How does a queue occur?
Queues in a given process occur right before a step with limited capacity and/or high utilization (QA, Product management). Actually, capacity utilization is the single most important factor for the occurrence of queues. This is somewhat natural, because when a process is run at 100% utilization, any new work would automatically sit on the “waiting” queue until someone has free capacity to take it.
The interesting part is that capacity utilization affects the size of the queue exponentially: going from 80% utilization to 90% utilization would double the queue size; going from 90% to 95% will double it once again. Since the queue size also affects the cycle time of each new job, you have to be careful what percent utilization you operate your processes on. If cycle time is important – choose lower utilization, which would guarantee a quick turnaround time for important new jobs.
Shall I target for a zero-size queue?
It is important to note that queues are not always bad and whether you should allow a queue of а given size to occur is an economical question. If an extra developer costs you N, but the potential delay of the project costs you 1000 x N, then it might be wise that you just get the developer and zero down the development queue. However, if you need to spend a gazillion dollars to shorten the test cycle with one week and the benefit would be a pat on the back, well, you shouldn’t do it.
As a matter of fact, queues are sometimes necessary. If you have a machine or a person that affects the overall throughput of the system (bottleneck) you don’t want any idle time for them. To make sure they always have something to work on, you deliberately build a queue right before them. This queue takes away the variation of arriving new jobs and ensures maximum throughput for your process.
Typical places to look for queues
In reality, a company that is not trying (hard) to implement lean will have “ghost” queues all over the place. We say “ghost” queues because nobody realizes that they exist and that they greatly affect the ability of the business to execute. To make it easier for the non-experienced lean thinker to find queues in their work, we’ll present a couple of typical places where they occur in almost any company out there.
As described in the example above, product management happens to have a big queue of non-refined ideas collected by themselves or the marketing team. A lot of ideas could potentially elevate the company to a new level, as long as product management has the capacity to refine them into real business cases and work with the engineering teams to realize them. Failing to do so results in a lot of missed opportunities or sometimes to direct losses, when customers churn because their feedback was not heard.
This is the right place to say that implementing a FIFO (first in first out) scheduling algorithm for product management (like the one lean people use in manufacturing) might be a really bad mistake. One of the methods to minimize the economic losses caused by queues is to actually sequence the jobs in the most economically feasible order. If you have a very critical job, that might lead to a lot of extra costs if delayed, you may want to schedule it before many others, that have no such risk associated with them. If you have two such jobs, you may want to start with the shorter one.

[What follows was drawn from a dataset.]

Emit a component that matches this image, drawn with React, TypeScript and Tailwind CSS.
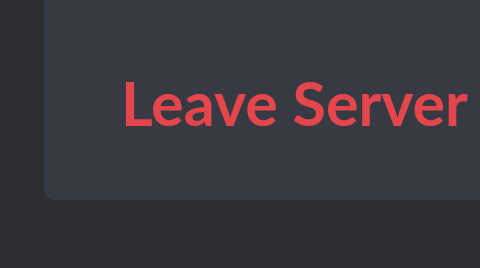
export default function App() {
  return (
    <div className="w-[480px] h-[268px] bg-[#2d2e32] overflow-hidden pl-[44px]">
      <div className="h-[200px] bg-[#383a43] rounded-bl-[12px] flex items-center pt-[5px]">
        <span
          className="pl-[77px] text-[61px] font-bold leading-none text-[#e4464b] whitespace-nowrap"
          style={{ fontFamily: 'Lato, sans-serif' }}
        >
          Leave Server
        </span>
      </div>
    </div>
  )
}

Sustaining / Support teams
In a typical product development organization, a sustaining team will have a huge backlog of customer issues. If things are really bad, they will be growing day to day and the only way to fight them off would be to either defer many of the low-priority issues or just bring new engineers on the team. Both ways are highly ineffective as far as economics goes, because everyone knows that the sooner a bug gets fixed, the less it costs. Well, if you never fix it, it won’t cost you anything, but how many customers will get chased away by such behavior?
The only reasonable way to tackle sustaining queues is to 1) maintain their size so that they never grow out of control and 2) gradually pay off the debt you’ve accumulated. We will explore a few ways to manage queues in the last section of this article.
We’ve already discussed what happens when QA is overloaded and can’t get to important jobs on time. It’s fair to say that QA people can also benefit from a proper scheduling strategy (not FIFO). An idea that is pretty natural and usually achieves good results is assigning each job a priority; the higher the priority, the higher the job on the queue.
Business reviews / management reviews
When operating in a field of great risk it is usually required that all jobs get reviewed by a senior team member. A concrete example might be a code review by a team lead, sign-off by a product manager, test cases review by a senior QA, etc. This type of queues is quite bad not just for the economics, but also for the morale of the team. No person is happy to work on something, then pass it for a review, start working on something else and then receive the results of the review two weeks later (when they’d forgotten half of what’s been done). We will explore a potential resolution for such situations in the last section below.
Companies that work on embedded software will very often suffer when they realize their hardware will be available towards the middle of the project. More often than not such companies will have a centralized purchasing team or department, that is responsible to supply every engineering team with the hardware they need. Unfortunately, these teams have a lot of jobs on their queues and they additionally accumulate the delays caused by the queues of the vendor. Having big queues in purchasing might lead to some serious troubles so having these under control is quite essential as far as economics goes.
These are by far not all the places where you can find queues in a company. Queues are basically everywhere and we, as lean thinkers, should do our best to first, start spotting dangerous queues, second, evaluate the economics of these queues and third, figure out how to minimize the potential losses they might cause.
When it comes to managing queues, the absolute winner is the combination of the Kanban method with a cumulative flow diagram (CFD diagram), which is a graphical tool that represents data about the arrivals, time in queue, quantity in queue, and departure.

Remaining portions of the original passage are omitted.